In reply to the point in limine, the applicants contend that they were entitled to request that the court order be set aside if they were able to make out a case supported by evidence.

[10]

They contend that since the granting of the order, they had an opportunity to acquire the necessary expert evidence sufficient to justify the setting aside of Lopes J's order. The applicants contend that they did not have do this by way of an appeal, variation or review but that the current relief sought was competent. This evidence allegedly disproves the existence of the Hindu marriage between the deceased and the second respondent.
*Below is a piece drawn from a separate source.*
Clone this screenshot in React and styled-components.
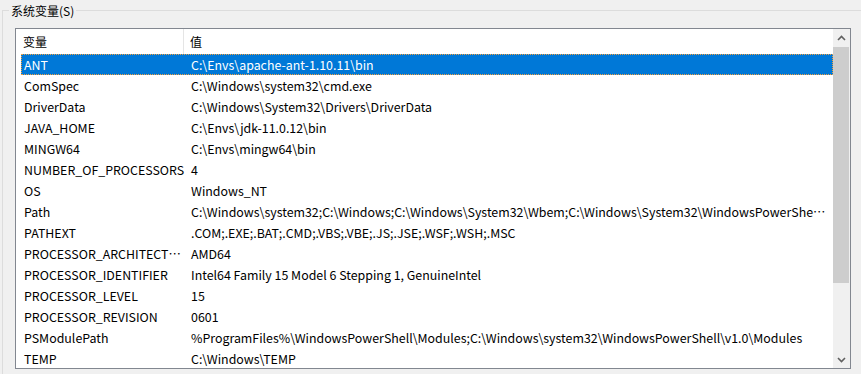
import React from 'react';
import styled, { createGlobalStyle } from 'styled-components';

const GlobalStyle = createGlobalStyle`
  html, body {
    margin: 0;
    padding: 0;
    background: #f0f0f0;
    overflow: hidden;
  }
  body {
    font-family: "Noto Sans CJK SC", "Noto Sans", sans-serif;
    font-size: 12px;
    color: #000;
  }
`;

const vars = [
    ['ANT', 'C:\\Envs\\apache-ant-1.10.11\\bin'],
    ['ComSpec', 'C:\\Windows\\system32\\cmd.exe'],
    ['DriverData', 'C:\\Windows\\System32\\Drivers\\DriverData'],
    ['JAVA_HOME', 'C:\\Envs\\jdk-11.0.12\\bin'],
    ['MINGW64', 'C:\\Envs\\mingw64\\bin'],
    ['NUMBER_OF_PROCESSORS', '4'],
    ['OS', 'Windows_NT'],
    ['Path', 'C:\\Windows\\system32;C:\\Windows;C:\\Windows\\System32\\Wbem;C:\\Windows\\System32\\WindowsPowerShell\\v1.0\\;C:\\Envs\\bin'],
    ['PATHEXT', '.COM;.EXE;.BAT;.CMD;.VBS;.VBE;.JS;.JSE;.WSF;.WSH;.MSC'],
    ['PROCESSOR_ARCHITECTURE', 'AMD64'],
    ['PROCESSOR_IDENTIFIER', 'Intel64 Family 15 Model 6 Stepping 1, GenuineIntel'],
    ['PROCESSOR_LEVEL', '15'],
    ['PROCESSOR_REVISION', '0601'],
    ['PSModulePath', '%ProgramFiles%\\WindowsPowerShell\\Modules;C:\\Windows\\system32\\WindowsPowerShell\\v1.0\\Modules'],
    ['TEMP', 'C:\\Windows\\TEMP'],
];

// group box: right and bottom edges fall outside the window
const Group = styled.fieldset`
  margin: 2px 0 0 2px;
  padding: 9px 0 0 0;
  width: 900px;
  height: 372px;
  border: 1px solid #dcdcdc;
  border-bottom: none;
  box-sizing: border-box;
`;

const Legend = styled.legend`
  margin-left: 6px;
  padding: 0 2px;
  line-height: 17px;
  color: #000;
`;

const ListBox = styled.div`
  margin-left: 12px;
  width: 836px;
  height: 341px;
  border: 1px solid #828790;
  box-sizing: border-box;
  background: #fff;
  display: flex;
  overflow: hidden;
  font-size: 12.4px;
`;

const Body = styled.div`
  flex: 1;
  min-width: 0;
  display: flex;
  flex-direction: column;
`;

const Header = styled.div`
  height: 25px;
  display: grid;
  grid-template-columns: 168px 1fr;
  flex-shrink: 0;
  font-size: 12px;
`;

const HeadCell = styled.div`
  display: flex;
  align-items: center;
  padding-left: ${p => p.$pad}px;
  border-right: ${p => (p.$divider ? '1px solid #e5e5e5' : 'none')};
`;

const Rows = styled.div`
  padding-left: 5px;
`;

const Row = styled.div`
  height: 21px;
  box-sizing: border-box;
  display: grid;
  grid-template-columns: 168px 1fr;
  align-items: center;
  background: ${p => (p.$selected ? '#0078d7' : 'transparent')};
  color: ${p => (p.$selected ? '#fff' : '#000')};
  border: 1px dotted ${p => (p.$selected ? '#f0a040' : 'transparent')};
`;

const Cell = styled.div`
  white-space: nowrap;
  overflow: hidden;
  text-overflow: ellipsis;
  padding-left: ${p => p.$pad}px;
  padding-right: ${p => p.$end}px;
`;

const ScrollBar = styled.div`
  width: 17px;
  flex-shrink: 0;
  background: #f0f0f0;
  display: flex;
  flex-direction: column;
`;

const ArrowBtn = styled.div`
  height: 17px;
  display: flex;
  align-items: center;
  justify-content: center;
`;

const Track = styled.div`
  flex: 1;
  padding-right: 1px;
`;

const Thumb = styled.div`
  height: 236px;
  margin-top: 1px;
  background: #cdcdcd;
`;

const Chevron = ({ down }) => (
    <svg width="9" height="6" viewBox="0 0 9 6" style={{ transform: down ? 'rotate(180deg)' : 'none' }}>
        <path d="M1 5 L4.5 1.5 L8 5" fill="none" stroke="#606060" strokeWidth="1.6" />
    </svg>
);

const App = () => {
    return (
        <>
            <GlobalStyle />
            <Group>
                <Legend>系统变量(S)</Legend>
                <ListBox>
                    <Body>
                        <Header>
                            <HeadCell $pad={7} $divider>变量</HeadCell>
                            <HeadCell $pad={6}>值</HeadCell>
                        </Header>
                        <Rows>
                            {vars.map(([name, value], index) => (
                                <Row key={name} $selected={index === 0}>
                                    <Cell $pad={2} $end={3}>{name}</Cell>
                                    <Cell $pad={1} $end={6}>{value}</Cell>
                                </Row>
                            ))}
                        </Rows>
                    </Body>
                    <ScrollBar>
                        <ArrowBtn><Chevron /></ArrowBtn>
                        <Track><Thumb /></Track>
                        <ArrowBtn><Chevron down /></ArrowBtn>
                    </ScrollBar>
                </ListBox>
            </Group>
        </>
    );
};

export default App;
They accordingly asked for the first point in limine to be struck off.

[11]

Interestingly, the applicants accept that Lopes J correctly pointed out that the issue of the validity of marriage could be dealt with in due course. In any event, as stated earlier on in this judgment, the issue relating to the setting aside of the order was abandoned by Mr Gajoo during argument. Accordingly, it became unnecessary to determine this point in limine.

[12]

The second point in limine is that the applicants do not dispute that the estate should be administered in terms of intestate succession and that this concession is fatal to their application. There is accordingly no basis for the relief sought by the applicants.

[13]

In respect of the second point in limine, the applicants contend that they were unable to challenge the second respondent's expert finding regarding the validity of the Will without their own expert evidence and as a result they had no choice but to accept that the deceased's Will was null and void and had to be set aside. They accepted that the estate had to devolve in terms of the rules of intestate succession.

[14]

The applicants contend that they subsequently obtained the services of their own expert and established from the report upon investigation of the specimen signatures that the applicants provided that the Will was valid and therefore binding.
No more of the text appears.